GM has said that simply using the ignition key alone provides a safe environment for vehicle operation without risk for the ignition switch moving to “Accessory” mode. However, for most Americans, a key ring free of other keys is hardly realistic.

It is alleged that at least 32 deaths have been caused by the faulty switches, together with innumerable injuries.

What did GM know, and when? Released e-mails are revealing…

The unsealed documents reveal that GM held an internal committee meeting to discuss the ignition switch issue on December 17, 2013. The meeting is alleged to have adjourned without any decision or action suggesting a recall. The next day, December 18, an e-mail from a GM employee was issued to Delphi asking for a half-million replacement parts for ignition switches. The request was characterized as “an urgent field action for our customers.”

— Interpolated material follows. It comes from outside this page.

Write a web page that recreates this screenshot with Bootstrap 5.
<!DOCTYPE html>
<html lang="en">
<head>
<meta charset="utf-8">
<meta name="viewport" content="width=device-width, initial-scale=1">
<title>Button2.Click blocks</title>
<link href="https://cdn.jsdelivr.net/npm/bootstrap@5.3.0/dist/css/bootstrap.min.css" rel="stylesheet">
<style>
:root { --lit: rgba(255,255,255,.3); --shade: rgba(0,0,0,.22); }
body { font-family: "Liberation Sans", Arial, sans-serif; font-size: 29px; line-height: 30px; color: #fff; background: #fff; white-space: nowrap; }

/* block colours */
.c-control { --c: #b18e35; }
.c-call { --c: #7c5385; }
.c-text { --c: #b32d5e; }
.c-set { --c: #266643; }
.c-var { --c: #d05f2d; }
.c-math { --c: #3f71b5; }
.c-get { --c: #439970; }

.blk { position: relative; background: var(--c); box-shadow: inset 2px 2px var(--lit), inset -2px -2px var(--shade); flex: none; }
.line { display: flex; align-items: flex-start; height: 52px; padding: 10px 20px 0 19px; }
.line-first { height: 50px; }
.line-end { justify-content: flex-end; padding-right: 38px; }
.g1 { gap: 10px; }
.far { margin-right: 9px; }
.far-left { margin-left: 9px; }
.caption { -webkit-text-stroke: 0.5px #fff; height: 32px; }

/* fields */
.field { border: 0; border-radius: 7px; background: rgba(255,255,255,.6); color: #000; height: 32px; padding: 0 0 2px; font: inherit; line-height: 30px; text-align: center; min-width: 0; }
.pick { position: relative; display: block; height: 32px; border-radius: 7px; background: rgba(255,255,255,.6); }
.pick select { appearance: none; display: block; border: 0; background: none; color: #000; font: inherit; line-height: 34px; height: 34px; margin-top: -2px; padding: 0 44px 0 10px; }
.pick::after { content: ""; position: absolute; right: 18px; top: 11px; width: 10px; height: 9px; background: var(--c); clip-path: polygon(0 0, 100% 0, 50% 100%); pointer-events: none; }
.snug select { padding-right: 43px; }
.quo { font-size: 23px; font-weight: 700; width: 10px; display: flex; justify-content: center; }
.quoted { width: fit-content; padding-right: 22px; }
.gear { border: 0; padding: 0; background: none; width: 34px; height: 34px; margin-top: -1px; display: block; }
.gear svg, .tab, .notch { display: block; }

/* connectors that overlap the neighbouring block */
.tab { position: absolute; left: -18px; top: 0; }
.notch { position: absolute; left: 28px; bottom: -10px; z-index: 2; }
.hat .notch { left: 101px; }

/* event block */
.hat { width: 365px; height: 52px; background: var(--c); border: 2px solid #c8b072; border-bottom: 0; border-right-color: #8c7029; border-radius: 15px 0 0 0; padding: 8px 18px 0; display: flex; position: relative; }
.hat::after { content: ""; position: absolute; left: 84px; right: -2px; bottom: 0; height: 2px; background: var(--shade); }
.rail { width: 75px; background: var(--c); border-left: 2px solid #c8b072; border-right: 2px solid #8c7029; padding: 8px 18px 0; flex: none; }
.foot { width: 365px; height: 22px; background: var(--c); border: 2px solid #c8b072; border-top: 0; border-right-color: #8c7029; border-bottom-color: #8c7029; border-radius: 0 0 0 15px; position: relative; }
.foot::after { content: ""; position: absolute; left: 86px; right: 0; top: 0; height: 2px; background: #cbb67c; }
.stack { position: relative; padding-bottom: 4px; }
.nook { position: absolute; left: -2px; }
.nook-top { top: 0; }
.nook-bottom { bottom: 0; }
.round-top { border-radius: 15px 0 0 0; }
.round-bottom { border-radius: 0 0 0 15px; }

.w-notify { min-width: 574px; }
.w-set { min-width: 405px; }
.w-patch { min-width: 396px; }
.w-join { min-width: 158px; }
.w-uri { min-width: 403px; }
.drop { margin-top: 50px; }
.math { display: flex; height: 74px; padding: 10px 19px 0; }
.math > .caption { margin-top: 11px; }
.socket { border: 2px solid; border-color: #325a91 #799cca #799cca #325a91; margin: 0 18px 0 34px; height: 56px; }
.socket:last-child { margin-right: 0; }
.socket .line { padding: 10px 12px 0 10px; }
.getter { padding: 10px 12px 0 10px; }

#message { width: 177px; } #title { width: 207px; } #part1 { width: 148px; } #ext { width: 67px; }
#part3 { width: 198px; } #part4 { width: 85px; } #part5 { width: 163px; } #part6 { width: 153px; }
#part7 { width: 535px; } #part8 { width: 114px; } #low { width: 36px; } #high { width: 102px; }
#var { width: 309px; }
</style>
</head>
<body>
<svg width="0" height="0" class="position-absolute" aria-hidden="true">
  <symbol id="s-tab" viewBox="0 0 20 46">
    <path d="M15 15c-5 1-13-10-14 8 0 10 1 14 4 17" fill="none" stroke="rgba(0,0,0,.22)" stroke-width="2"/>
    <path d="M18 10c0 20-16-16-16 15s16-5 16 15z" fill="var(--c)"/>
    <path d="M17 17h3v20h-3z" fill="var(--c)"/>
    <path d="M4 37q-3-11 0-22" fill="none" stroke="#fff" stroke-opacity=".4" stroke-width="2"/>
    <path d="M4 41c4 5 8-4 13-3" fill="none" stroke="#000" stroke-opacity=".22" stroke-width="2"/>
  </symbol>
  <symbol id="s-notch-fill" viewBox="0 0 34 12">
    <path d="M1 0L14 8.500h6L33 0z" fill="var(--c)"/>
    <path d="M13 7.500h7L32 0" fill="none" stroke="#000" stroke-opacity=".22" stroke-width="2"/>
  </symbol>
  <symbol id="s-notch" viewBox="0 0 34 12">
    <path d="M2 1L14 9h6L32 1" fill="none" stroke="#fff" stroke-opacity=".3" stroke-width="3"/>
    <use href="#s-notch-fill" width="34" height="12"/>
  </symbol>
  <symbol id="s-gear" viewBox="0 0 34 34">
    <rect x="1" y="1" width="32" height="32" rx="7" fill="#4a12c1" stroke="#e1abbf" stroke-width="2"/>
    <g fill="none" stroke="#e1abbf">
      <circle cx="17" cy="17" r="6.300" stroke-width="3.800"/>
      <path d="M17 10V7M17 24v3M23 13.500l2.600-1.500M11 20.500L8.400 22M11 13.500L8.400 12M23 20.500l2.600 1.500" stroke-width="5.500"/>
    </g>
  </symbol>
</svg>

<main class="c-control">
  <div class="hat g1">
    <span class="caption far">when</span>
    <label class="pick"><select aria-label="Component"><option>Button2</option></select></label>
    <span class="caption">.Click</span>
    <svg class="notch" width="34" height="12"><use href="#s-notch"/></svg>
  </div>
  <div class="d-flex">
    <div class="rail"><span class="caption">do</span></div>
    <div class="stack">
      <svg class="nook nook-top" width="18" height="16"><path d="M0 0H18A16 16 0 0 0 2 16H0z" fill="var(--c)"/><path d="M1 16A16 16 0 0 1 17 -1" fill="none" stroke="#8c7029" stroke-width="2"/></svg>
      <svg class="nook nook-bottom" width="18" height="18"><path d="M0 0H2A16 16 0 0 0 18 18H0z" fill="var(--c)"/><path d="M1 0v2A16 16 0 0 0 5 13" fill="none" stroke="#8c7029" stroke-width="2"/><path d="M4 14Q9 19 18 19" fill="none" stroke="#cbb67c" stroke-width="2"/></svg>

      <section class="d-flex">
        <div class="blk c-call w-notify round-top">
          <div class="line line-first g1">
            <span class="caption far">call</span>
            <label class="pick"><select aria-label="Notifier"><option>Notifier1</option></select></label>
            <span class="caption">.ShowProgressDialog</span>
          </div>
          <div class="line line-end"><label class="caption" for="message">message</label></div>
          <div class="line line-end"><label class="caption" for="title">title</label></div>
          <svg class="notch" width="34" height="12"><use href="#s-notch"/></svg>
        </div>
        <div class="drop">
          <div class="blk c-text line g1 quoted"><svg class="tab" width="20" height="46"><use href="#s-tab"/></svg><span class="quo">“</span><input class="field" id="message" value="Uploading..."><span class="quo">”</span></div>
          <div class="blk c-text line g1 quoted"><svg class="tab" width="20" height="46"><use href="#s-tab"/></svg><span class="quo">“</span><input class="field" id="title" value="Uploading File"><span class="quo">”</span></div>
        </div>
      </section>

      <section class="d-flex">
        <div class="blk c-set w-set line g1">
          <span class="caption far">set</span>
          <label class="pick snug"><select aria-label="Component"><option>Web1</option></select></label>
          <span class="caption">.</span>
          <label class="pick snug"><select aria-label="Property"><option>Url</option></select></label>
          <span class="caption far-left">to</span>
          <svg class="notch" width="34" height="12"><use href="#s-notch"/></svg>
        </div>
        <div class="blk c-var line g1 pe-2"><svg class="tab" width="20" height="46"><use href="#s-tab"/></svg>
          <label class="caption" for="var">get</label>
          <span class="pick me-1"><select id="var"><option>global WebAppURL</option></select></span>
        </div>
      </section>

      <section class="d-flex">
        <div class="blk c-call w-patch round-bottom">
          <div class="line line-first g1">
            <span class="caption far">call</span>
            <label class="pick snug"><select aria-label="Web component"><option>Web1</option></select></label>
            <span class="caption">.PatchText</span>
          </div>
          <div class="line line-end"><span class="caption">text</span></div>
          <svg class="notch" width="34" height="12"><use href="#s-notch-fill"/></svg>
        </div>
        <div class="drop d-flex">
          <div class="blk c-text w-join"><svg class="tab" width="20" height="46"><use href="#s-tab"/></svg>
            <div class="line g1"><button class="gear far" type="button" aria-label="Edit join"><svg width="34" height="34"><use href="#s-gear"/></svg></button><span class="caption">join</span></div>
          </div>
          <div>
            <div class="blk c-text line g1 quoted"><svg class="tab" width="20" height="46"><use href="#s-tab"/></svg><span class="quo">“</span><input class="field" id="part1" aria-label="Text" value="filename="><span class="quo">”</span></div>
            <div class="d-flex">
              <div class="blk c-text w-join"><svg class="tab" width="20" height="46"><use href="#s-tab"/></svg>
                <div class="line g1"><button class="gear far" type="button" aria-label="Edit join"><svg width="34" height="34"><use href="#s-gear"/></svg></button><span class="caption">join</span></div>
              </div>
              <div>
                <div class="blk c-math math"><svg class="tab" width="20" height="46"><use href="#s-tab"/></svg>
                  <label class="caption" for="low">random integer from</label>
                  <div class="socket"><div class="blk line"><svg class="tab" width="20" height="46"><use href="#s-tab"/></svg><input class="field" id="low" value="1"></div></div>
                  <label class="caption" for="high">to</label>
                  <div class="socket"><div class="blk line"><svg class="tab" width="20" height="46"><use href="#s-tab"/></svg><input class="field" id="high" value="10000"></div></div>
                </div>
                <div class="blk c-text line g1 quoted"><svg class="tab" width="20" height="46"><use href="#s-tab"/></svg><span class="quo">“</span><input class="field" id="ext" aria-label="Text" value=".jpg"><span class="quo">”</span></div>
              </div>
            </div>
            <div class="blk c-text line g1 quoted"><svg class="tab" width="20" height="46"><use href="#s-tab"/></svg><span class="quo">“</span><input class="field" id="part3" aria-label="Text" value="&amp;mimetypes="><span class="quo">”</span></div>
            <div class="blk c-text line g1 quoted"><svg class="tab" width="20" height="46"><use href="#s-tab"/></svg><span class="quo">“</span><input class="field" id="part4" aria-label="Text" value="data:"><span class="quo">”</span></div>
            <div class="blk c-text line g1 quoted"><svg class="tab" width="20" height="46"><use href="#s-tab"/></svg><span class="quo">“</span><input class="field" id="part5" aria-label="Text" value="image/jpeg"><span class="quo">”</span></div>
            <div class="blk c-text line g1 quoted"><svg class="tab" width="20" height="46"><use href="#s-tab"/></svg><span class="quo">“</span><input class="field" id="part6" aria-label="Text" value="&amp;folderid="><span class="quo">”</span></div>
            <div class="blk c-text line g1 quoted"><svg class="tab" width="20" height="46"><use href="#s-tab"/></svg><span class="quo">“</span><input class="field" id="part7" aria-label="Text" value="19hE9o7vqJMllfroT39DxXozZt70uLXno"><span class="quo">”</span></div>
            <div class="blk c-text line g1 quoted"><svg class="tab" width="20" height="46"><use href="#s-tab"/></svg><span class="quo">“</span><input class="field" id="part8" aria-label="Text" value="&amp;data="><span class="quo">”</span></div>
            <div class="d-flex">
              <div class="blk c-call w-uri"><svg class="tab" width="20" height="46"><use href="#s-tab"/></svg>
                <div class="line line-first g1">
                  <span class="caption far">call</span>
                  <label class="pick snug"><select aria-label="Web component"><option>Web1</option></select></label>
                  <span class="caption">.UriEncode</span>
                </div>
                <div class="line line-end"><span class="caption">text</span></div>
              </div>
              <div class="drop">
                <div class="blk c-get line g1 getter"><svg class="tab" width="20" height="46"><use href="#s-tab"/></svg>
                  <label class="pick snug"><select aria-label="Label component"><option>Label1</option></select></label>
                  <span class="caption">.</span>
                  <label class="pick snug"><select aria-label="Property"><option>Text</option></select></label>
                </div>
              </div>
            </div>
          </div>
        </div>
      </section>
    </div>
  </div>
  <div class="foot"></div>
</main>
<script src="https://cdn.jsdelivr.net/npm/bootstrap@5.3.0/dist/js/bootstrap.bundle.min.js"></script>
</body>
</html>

According to the report, the sharp increase in the parts order to Delphi appeared abrupt - not to mention its size, comprised of a request for 500,000 switches identified as an immediate need, and a purchase valued at $2.6 million. According to various documents, Delphi had shipped some 11,450 switches to GM between December 2012 and December 2013. Suddenly, GM requests an “immediate” shipment of 500,000 switches. When Delphi, on the following day, sought to confirm the huge order, documents show that the employee who placed the initial order on GM’s behalf responded on December 19, 2013 that the parts were required for a field action involving more than 700,000 vehicles, including Cobalt vehicles in the 2005 through 2007 model years.

“Yes, it is a huge increase,” wrote Sarah Missentzis, identified as a GM contractor who forwarded the original request on the automaker’s behalf. The subject line of the e-mail is reported to include the words “Field Action **Urgent**.” As part of her response to Delphi’s query as to the size and the urgency of the order, Missentzis is said to have added, “I would need to start seeing shipments ASAP.”

The report noted that it wasn’t until January 31 of this year that an internal committee at GM decided to issue a recall of vehicles built with the problematic switches. That recall encompassed some 2.6 million vehicles.

The report notes that Mary T. Barra, at the time the incoming President of GM, was serving as President and CEO when the recall was given the green light internally at the end of January - her first month at the helm - but that she was not in that role when GM issued the urgent request to Delphi for parts the previous month. Barra was apparently serving as an executive vice president with responsibility for purchasing and the supply chain, according to the report, citing as a source Barra’s official bio on the GM website.

Barra has said she did not learn of the ignition switch defect until the internal GM committee met to discuss the problem, and the subsequent decision to implement a recall, at the end of January.

The GM faulty ignition switch MDL currently has about 100 lawsuits. Attorneys hope to bring the first bellwether cases to trial by January 2016.